Senator Mark Warner (D-VA) fired a cluster of questions at the FCC today, suggesting a few ways the agency could get involved in preventing IoT botnets or at least mitigating the damage.
Warner sent similar missives to the Federal Trade Commission (FTC) and the Department of Homeland Security’s National Cybersecurity & Communications Integration Center (NCCIC). The FCC letter is the one that happens to be publicly available, here.
DDoS attacks have been happening for decades, but recent high-profile events, such as last week’s attack on domain name service (DNS) provider Dyn, have called to attention the magnified scope of DDoS that’s possible thanks to IoT.
Mirai, in particular, was used for a DDoS attack of record-breaking size against the KrebsOnSecurity site. Mirai was also a contributor to the Dyn attack, the size of which has not been disclosed.
Mirai consists of hundreds of thousands of compromised IoT devices. Cameras using firmware from Chinese supplier Hangzhou Xiongmai Technology make up some portion of Mirai, as they’ve got factory-installed passwords that grant access through non-web-based protocols.

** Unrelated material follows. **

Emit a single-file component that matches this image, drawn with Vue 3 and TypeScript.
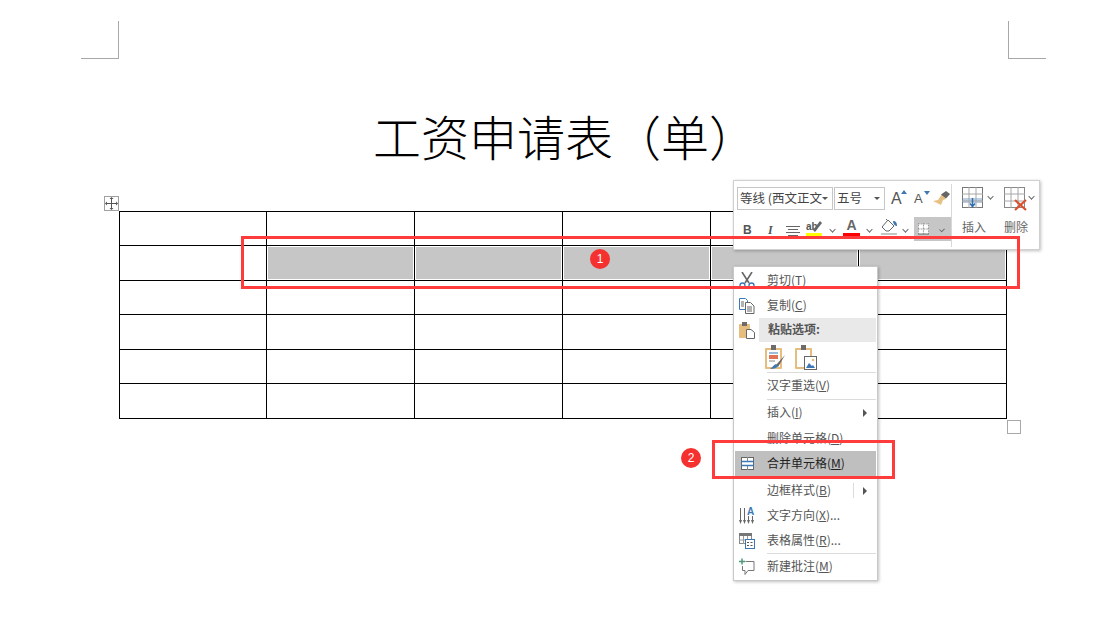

Xiongmai has issued a recall for some of its products, particularly webcams, and has issued a software patch for products made before April 2015, Reuters reported yesterday. But the company denied that products using its software made up the majority of Mirai’s army.
What Can the FCC Do?
Some of Senator Warner’s questions to the FCC suggest that service providers could play a role in botnet mitigation. For example, one question is: “Would it be a reasonable network management practice for ISPs to designate insecure network devices as ‘insecure’ and thereby deny them connections to their networks, including by refraining from assigning devices IP addresses?”
Most of his questions, though, have more to do with altering manufacturers’ and consumers’ behavior — creating minimum technical security standards for manufacturers, for instance, or finding ways to cajole users into applying software upgrades.
The flaw in that line of thinking is that neither the buyer nor the seller of IoT devices is affected by a botnet such as Mirai, as security consultant Bruce Schneier pointed out in a blog entry last month:
Think of all the CCTV cameras and DVRs used in the attack against Brian Krebs. The owners of those devices don’t care. Their devices were cheap to buy, they still work, and they don’t even know Brian. The sellers of those devices don’t care: they’re now selling newer and better models, and the original buyers only cared about price and features.